In Shakespeare's time, gender politics was a perilous subject, with Elizabeth I's power waning at the end of her reign. Women were forbidden to appear on stage and this may well have dampened Shakespeare's enthusiasm for female roles. Larmour suggests that had this dramatic genius been born later, British theatre would be different now. "If Shakespeare had been writing during the freer Restoration era, we would have far more women's parts."
Whyman at the RSC also believes politics were critical. "The confidence of the Elizabethan age had faded a bit when Shakespeare was in his prime. People were anxious about the succession and about the idea that it might not be a man again," she said. "So although things had fundamentally changed, they swung back. We see that kind of shape-shifting today, where identities and roles are not fixed."
In the past directors have tackled the lack of weighty women's roles in Shakespeare with gender-blind casting. Larmour would like to see more of this. "When it comes to colour-blind casting, there is still a long way to go, but there has been some progress. With gender-blind casting we have not got any further at all.
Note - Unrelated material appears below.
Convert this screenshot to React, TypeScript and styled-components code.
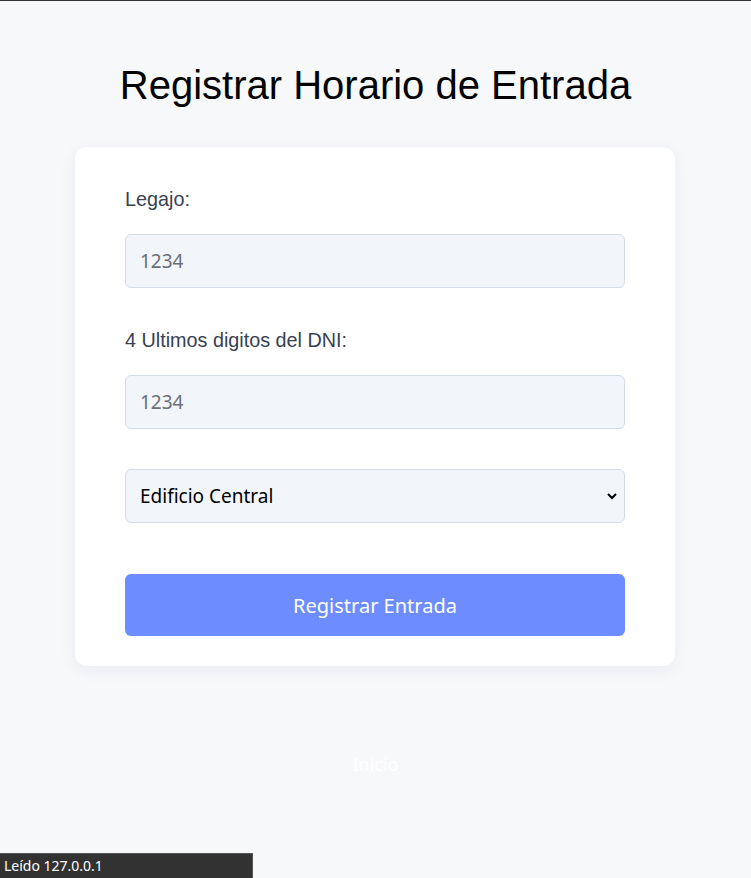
import React from "react";
import styled, { createGlobalStyle } from "styled-components";

const Global = createGlobalStyle`
  html, body { margin: 0; padding: 0; }
  body {
    background: #f7f8fa;
    font-family: "Liberation Sans", Arial, sans-serif;
  }
  * { box-sizing: border-box; }
`;

const Page = styled.div`
  min-height: 878px;
  border-top: 1px solid #35373b;
  display: flex;
  flex-direction: column;
  align-items: center;
  position: relative;
`;

const Title = styled.h1`
  margin: 61px 0 39px;
  font-family: "Liberation Sans", Arial, sans-serif;
  font-weight: 400;
  font-size: 40px;
  line-height: 46px;
  color: #000;
`;

const Card = styled.form`
  width: 600px;
  margin-right: 1px;
  background: #fff;
  border-radius: 12px;
  box-shadow: 0 4px 18px rgba(20, 30, 60, 0.06);
  padding: 41px 50px 30px;
  display: flex;
  flex-direction: column;
`;

const Label = styled.label<{ $top?: number }>`
  margin-top: ${(p) => p.$top ?? 0}px;
  font-size: 19.8px;
  line-height: 22px;
  color: #374151;
  margin-bottom: 24px;
`;

const Field = styled.input`
  height: 54px;
  width: 100%;
  background: #f2f5f9;
  border: 1px solid #d3dce7;
  border-radius: 6px;
  padding: 0 14px;
  font-family: "Noto Sans", "DejaVu Sans", sans-serif;
  font-size: 19px;
  color: #111;
  outline: none;
  &::placeholder { color: #6b6f76; }
`;

const SelectWrap = styled.div`
  margin-top: 40px;
  position: relative;
`;

const Select = styled.select`
  appearance: none;
  height: 54px;
  width: 100%;
  background: #f2f5f9;
  border: 1px solid #d3dce7;
  border-radius: 6px;
  padding: 0 14px;
  font-family: "Noto Sans", "DejaVu Sans", sans-serif;
  font-size: 19px;
  color: #000;
  outline: none;
`;

const Chevron = styled.svg`
  position: absolute;
  right: 6px;
  top: 22px;
  pointer-events: none;
`;

const Button = styled.button`
  margin-top: 51px;
  height: 62px;
  border: none;
  border-radius: 6px;
  background: #6d8cff;
  color: #fff;
  font-family: "Noto Sans", "DejaVu Sans", sans-serif;
  font-size: 20px;
`;

const HomeLink = styled.a`
  margin-top: 86px;
  font-family: "Noto Sans", "DejaVu Sans", sans-serif;
  font-size: 18px;
  color: #fff;
  text-decoration: none;
`;

const StatusBar = styled.div`
  position: fixed;
  left: 0;
  bottom: 0;
  width: 253px;
  height: 25px;
  background: #323232;
  border-top: 1px solid #555;
  border-right: 1px solid #555;
  color: #fff;
  font-family: "Noto Sans", "DejaVu Sans", sans-serif;
  font-size: 14px;
  line-height: 24px;
  padding-left: 4px;
`;

export default function App() {
  return (
    <>
      <Global />
      <Page>
        <Title>Registrar Horario de Entrada</Title>
        <Card onSubmit={(e) => e.preventDefault()}>
          <Label htmlFor="legajo">Legajo:</Label>
          <Field id="legajo" placeholder="1234" />
          <Label htmlFor="dni" $top={41}>
            4 Ultimos digitos del DNI:
          </Label>
          <Field id="dni" placeholder="1234" />
          <SelectWrap>
            <Select defaultValue="central">
              <option value="central">Edificio Central</option>
            </Select>
            <Chevron width="14" height="10" viewBox="0 0 14 10">
              <path d="M3 3 L7 7 L11 3" fill="none" stroke="#000" strokeWidth="2" />
            </Chevron>
          </SelectWrap>
          <Button type="submit">Registrar Entrada</Button>
        </Card>
        <HomeLink href="#">Inicio</HomeLink>
        <StatusBar>Leído 127.0.0.1</StatusBar>
      </Page>
    </>
  );
}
If anything we have gone back." She applauded last winter's all-female production of Julius Caesar at the Donmar Warehouse. "It was great, but that kind of casting was fairly standard in the 1980s."
Given the historical context, Whyman is happy to let Shakespeare off the hook: "While we can say he didn't write as many parts for women of the kind where you travel with them on a long journey, I do think he thought of them as people, just like his other characters. The range of women Shakespeare writes is, I think, second to none."
Whether or not the Bard qualifies as a feminist, for Whyman the astonishing achievement is that all his female characters remain so distinct.